**INSTRUCTION:**
Transcribe the material in full. Nothing should differ except that the pictures are left out.

**COLLECTED MATERIAL:**
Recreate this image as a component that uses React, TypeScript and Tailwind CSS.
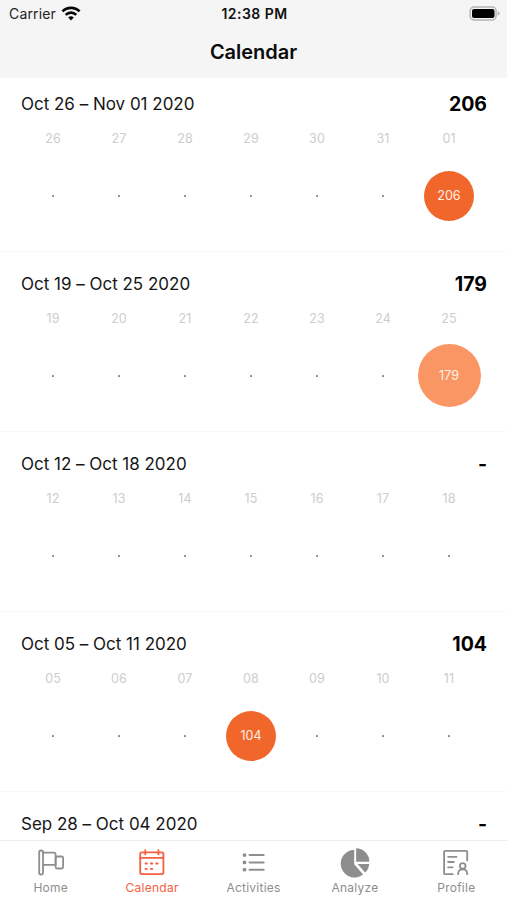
import type { ReactNode } from "react";

type Week = {
  range: string;
  total: string;
  days: string[];
  active?: { index: number; value: string; className: string };
};

const weeks: Week[] = [
  {
    range: "Oct 26 – Nov 01 2020",
    total: "206",
    days: ["26", "27", "28", "29", "30", "31", "01"],
    active: { index: 6, value: "206", className: "size-[50px] bg-[#f1662a]" },
  },
  {
    range: "Oct 19 – Oct 25 2020",
    total: "179",
    days: ["19", "20", "21", "22", "23", "24", "25"],
    active: { index: 6, value: "179", className: "size-[63px] bg-[#fa9664]" },
  },
  {
    range: "Oct 12 – Oct 18 2020",
    total: "-",
    days: ["12", "13", "14", "15", "16", "17", "18"],
  },
  {
    range: "Oct 05 – Oct 11 2020",
    total: "104",
    days: ["05", "06", "07", "08", "09", "10", "11"],
    active: { index: 3, value: "104", className: "size-[50px] bg-[#f1662a]" },
  },
  {
    range: "Sep 28 – Oct 04 2020",
    total: "-",
    days: [],
  },
];

function WeekRow({ week }: { week: Week }) {
  return (
    <section className="h-[180px] shrink-0 border-b border-[#f8f8f8]">
      <div className="flex h-[64px] items-center justify-between pl-[21px] pr-5 pt-[2px]">
        <h2 className="text-[17px] tracking-[-0.01px] text-[#161616]">{week.range}</h2>
        <span className="text-[19.5px] font-bold text-black">{week.total}</span>
      </div>
      <div className="ml-5 grid w-[462px] grid-cols-7">
        {week.days.map((day, i) => (
          <div key={day} className="flex flex-col items-center">
            <span className="h-[15px] text-[12.5px] leading-[6px] tracking-[0.1px] text-[#cdcdcd]">{day}</span>
            <div className="flex h-[89px] items-center justify-center">
              {week.active?.index === i ? (
                <span
                  className={`flex items-center justify-center rounded-full pt-[2px] text-[12.5px] text-[#fff0e8] ${week.active.className}`}
                >
                  {week.active.value}
                </span>
              ) : (
                <span className="mt-px size-[2px] rounded-[0.5px] bg-[#8c8c8c]" />
              )}
            </div>
          </div>
        ))}
      </div>
    </section>
  );
}

function TabItem({ label, active, children }: { label: string; active?: boolean; children: ReactNode }) {
  return (
    <button className={`flex flex-1 flex-col items-center ${active ? "text-[#f4603f]" : "text-[#8e8e8e]"}`}>
      <svg
        viewBox="0.7 0 32 32"
        className="mt-[6px] size-8"
        fill="none"
        stroke="currentColor"
        strokeWidth="1.8"
        strokeLinecap="round"
        strokeLinejoin="round"
      >
        {children}
      </svg>
      <span className="mt-[1px] text-[12px] leading-4 tracking-[0.25px]">{label}</span>
    </button>
  );
}

export default function App() {
  return (
    <div className="flex h-[900px] w-[507px] flex-col overflow-hidden bg-white font-['Inter','Liberation_Sans',sans-serif]">
      <header className="h-[78px] shrink-0 bg-[#f5f5f5]">
        <div className="grid h-[27px] grid-cols-3 items-center pl-[9px] pr-[7px]">
          <div className="flex items-center gap-[5px]">
            <span className="text-[14px] tracking-[0.15px] text-[#222]">Carrier</span>
            <svg viewBox="0 0 20 15" className="h-[15px] w-5" fill="none" stroke="#050505" strokeWidth="2.6">
              <path d="M1.4 5.4a12.2 12.2 0 0 1 17.2 0" />
              <path d="M4.7 8.8a7.5 7.5 0 0 1 10.6 0" />
              <path d="M10 14.4l-2.8-2.8a4 4 0 0 1 5.6 0z" fill="#050505" stroke="none" />
            </svg>
          </div>
          <span className="text-center text-[14px] font-semibold tracking-[0.45px] text-[#111]">12:38 PM</span>
          <svg viewBox="0 0 31 15" className="h-[15px] w-[31px] justify-self-end">
            <rect x="1.1" y="1" width="26" height="13" rx="4" fill="#f5f5f5" stroke="#b2b2b2" strokeWidth="1.4" />
            <rect x="3" y="3" width="22.5" height="9" rx="2" fill="#000" />
            <path d="M28.7 5.2q2 .8 2 2.3t-2 2.3z" fill="#b2b2b2" />
          </svg>
        </div>
        <h1 className="text-center text-[20px] font-semibold leading-[50px] tracking-[-0.03px] text-[#0a0a0a]">
          Calendar
        </h1>
      </header>

      <main className="flex min-h-0 flex-1 flex-col overflow-hidden">
        <div className="-mt-[6px] flex flex-col">
          {weeks.map((week) => (
            <WeekRow key={week.range} week={week} />
          ))}
        </div>
      </main>

      <nav className="flex h-[60px] shrink-0 border-t border-[#ececec] bg-white">
        <TabItem label="Home">
          <rect x="4.9" y="3.5" width="3.8" height="24" rx="1.5" />
          <path d="M8.7 5.7H19.6a1.7 1.7 0 0 1 1.7 1.7V17.8H8.7" />
          <rect x="21.3" y="9.5" width="7.5" height="12" rx="1.5" />
        </TabItem>
        <TabItem label="Calendar" active>
          <rect x="4.9" y="5.3" width="23.2" height="21.9" rx="1.6" />
          <path d="M4.9 10.9h23.2M10 3.2v4.2M23.1 3.2v4.2M10.1 16.5h1.5M15.5 16.5h1.5M20.9 16.5h1.5M10.1 21.9h1.5M15.5 21.9h1.5" />
        </TabItem>
        <TabItem label="Activities">
          <path d="M12.3 8.1h14.1M12.3 15.4h14.1M12.3 22.7h14.1" strokeWidth="2" />
          <g fill="currentColor" stroke="none">
            <circle cx="7.2" cy="8.1" r="1.9" />
            <circle cx="7.2" cy="15.4" r="1.9" />
            <circle cx="7.2" cy="22.7" r="1.9" />
          </g>
        </TabItem>
        <TabItem label="Analyze">
          <g fill="currentColor" stroke="none">
            <path d="M15.9 2.7v14.5l8.9 10.4A13.9 13.9 0 1 1 15.9 2.7z" />
            <path d="M17.8 1.2A13.4 13.4 0 0 1 31 14.8H17.8z" />
            <path d="M19.3 17H30.9a13 13 0 0 1-4.1 8.6z" />
          </g>
        </TabItem>
        <TabItem label="Profile">
          <path d="M13.5 27.2H5.8a1 1 0 0 1-1-1V4.8a1 1 0 0 1 1-1H26.9a1 1 0 0 1 1 1v8.6M8.8 9.8h8.4M8.8 15h5.8M8.8 20.3h4.6" />
          <circle cx="23.4" cy="18.9" r="2.8" />
          <path d="M18.9 27.2v-.5q0-4.3 4.5-4.3t4.5 4.3v.5" />
        </TabItem>
      </nav>
    </div>
  );
}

**COMPLETED TASK:**
Recreate this image as a component that uses React, TypeScript and Tailwind CSS.
import type { ReactNode } from "react";

type Week = {
  range: string;
  total: string;
  days: string[];
  active?: { index: number; value: string; className: string };
};

const weeks: Week[] = [
  {
    range: "Oct 26 – Nov 01 2020",
    total: "206",
    days: ["26", "27", "28", "29", "30", "31", "01"],
    active: { index: 6, value: "206", className: "size-[50px] bg-[#f1662a]" },
  },
  {
    range: "Oct 19 – Oct 25 2020",
    total: "179",
    days: ["19", "20", "21", "22", "23", "24", "25"],
    active: { index: 6, value: "179", className: "size-[63px] bg-[#fa9664]" },
  },
  {
    range: "Oct 12 – Oct 18 2020",
    total: "-",
    days: ["12", "13", "14", "15", "16", "17", "18"],
  },
  {
    range: "Oct 05 – Oct 11 2020",
    total: "104",
    days: ["05", "06", "07", "08", "09", "10", "11"],
    active: { index: 3, value: "104", className: "size-[50px] bg-[#f1662a]" },
  },
  {
    range: "Sep 28 – Oct 04 2020",
    total: "-",
    days: [],
  },
];

function WeekRow({ week }: { week: Week }) {
  return (
    <section className="h-[180px] shrink-0 border-b border-[#f8f8f8]">
      <div className="flex h-[64px] items-center justify-between pl-[21px] pr-5 pt-[2px]">
        <h2 className="text-[17px] tracking-[-0.01px] text-[#161616]">{week.range}</h2>
        <span className="text-[19.5px] font-bold text-black">{week.total}</span>
      </div>
      <div className="ml-5 grid w-[462px] grid-cols-7">
        {week.days.map((day, i) => (
          <div key={day} className="flex flex-col items-center">
            <span className="h-[15px] text-[12.5px] leading-[6px] tracking-[0.1px] text-[#cdcdcd]">{day}</span>
            <div className="flex h-[89px] items-center justify-center">
              {week.active?.index === i ? (
                <span
                  className={`flex items-center justify-center rounded-full pt-[2px] text-[12.5px] text-[#fff0e8] ${week.active.className}`}
                >
                  {week.active.value}
                </span>
              ) : (
                <span className="mt-px size-[2px] rounded-[0.5px] bg-[#8c8c8c]" />
              )}
            </div>
          </div>
        ))}
      </div>
    </section>
  );
}

function TabItem({ label, active, children }: { label: string; active?: boolean; children: ReactNode }) {
  return (
    <button className={`flex flex-1 flex-col items-center ${active ? "text-[#f4603f]" : "text-[#8e8e8e]"}`}>
      <svg
        viewBox="0.7 0 32 32"
        className="mt-[6px] size-8"
        fill="none"
        stroke="currentColor"
        strokeWidth="1.8"
        strokeLinecap="round"
        strokeLinejoin="round"
      >
        {children}
      </svg>
      <span className="mt-[1px] text-[12px] leading-4 tracking-[0.25px]">{label}</span>
    </button>
  );
}

export default function App() {
  return (
    <div className="flex h-[900px] w-[507px] flex-col overflow-hidden bg-white font-['Inter','Liberation_Sans',sans-serif]">
      <header className="h-[78px] shrink-0 bg-[#f5f5f5]">
        <div className="grid h-[27px] grid-cols-3 items-center pl-[9px] pr-[7px]">
          <div className="flex items-center gap-[5px]">
            <span className="text-[14px] tracking-[0.15px] text-[#222]">Carrier</span>
            <svg viewBox="0 0 20 15" className="h-[15px] w-5" fill="none" stroke="#050505" strokeWidth="2.6">
              <path d="M1.4 5.4a12.2 12.2 0 0 1 17.2 0" />
              <path d="M4.7 8.8a7.5 7.5 0 0 1 10.6 0" />
              <path d="M10 14.4l-2.8-2.8a4 4 0 0 1 5.6 0z" fill="#050505" stroke="none" />
            </svg>
          </div>
          <span className="text-center text-[14px] font-semibold tracking-[0.45px] text-[#111]">12:38 PM</span>
          <svg viewBox="0 0 31 15" className="h-[15px] w-[31px] justify-self-end">
            <rect x="1.1" y="1" width="26" height="13" rx="4" fill="#f5f5f5" stroke="#b2b2b2" strokeWidth="1.4" />
            <rect x="3" y="3" width="22.5" height="9" rx="2" fill="#000" />
            <path d="M28.7 5.2q2 .8 2 2.3t-2 2.3z" fill="#b2b2b2" />
          </svg>
        </div>
        <h1 className="text-center text-[20px] font-semibold leading-[50px] tracking-[-0.03px] text-[#0a0a0a]">
          Calendar
        </h1>
      </header>

      <main className="flex min-h-0 flex-1 flex-col overflow-hidden">
        <div className="-mt-[6px] flex flex-col">
          {weeks.map((week) => (
            <WeekRow key={week.range} week={week} />
          ))}
        </div>
      </main>

      <nav className="flex h-[60px] shrink-0 border-t border-[#ececec] bg-white">
        <TabItem label="Home">
          <rect x="4.9" y="3.5" width="3.8" height="24" rx="1.5" />
          <path d="M8.7 5.7H19.6a1.7 1.7 0 0 1 1.7 1.7V17.8H8.7" />
          <rect x="21.3" y="9.5" width="7.5" height="12" rx="1.5" />
        </TabItem>
        <TabItem label="Calendar" active>
          <rect x="4.9" y="5.3" width="23.2" height="21.9" rx="1.6" />
          <path d="M4.9 10.9h23.2M10 3.2v4.2M23.1 3.2v4.2M10.1 16.5h1.5M15.5 16.5h1.5M20.9 16.5h1.5M10.1 21.9h1.5M15.5 21.9h1.5" />
        </TabItem>
        <TabItem label="Activities">
          <path d="M12.3 8.1h14.1M12.3 15.4h14.1M12.3 22.7h14.1" strokeWidth="2" />
          <g fill="currentColor" stroke="none">
            <circle cx="7.2" cy="8.1" r="1.9" />
            <circle cx="7.2" cy="15.4" r="1.9" />
            <circle cx="7.2" cy="22.7" r="1.9" />
          </g>
        </TabItem>
        <TabItem label="Analyze">
          <g fill="currentColor" stroke="none">
            <path d="M15.9 2.7v14.5l8.9 10.4A13.9 13.9 0 1 1 15.9 2.7z" />
            <path d="M17.8 1.2A13.4 13.4 0 0 1 31 14.8H17.8z" />
            <path d="M19.3 17H30.9a13 13 0 0 1-4.1 8.6z" />
          </g>
        </TabItem>
        <TabItem label="Profile">
          <path d="M13.5 27.2H5.8a1 1 0 0 1-1-1V4.8a1 1 0 0 1 1-1H26.9a1 1 0 0 1 1 1v8.6M8.8 9.8h8.4M8.8 15h5.8M8.8 20.3h4.6" />
          <circle cx="23.4" cy="18.9" r="2.8" />
          <path d="M18.9 27.2v-.5q0-4.3 4.5-4.3t4.5 4.3v.5" />
        </TabItem>
      </nav>
    </div>
  );
}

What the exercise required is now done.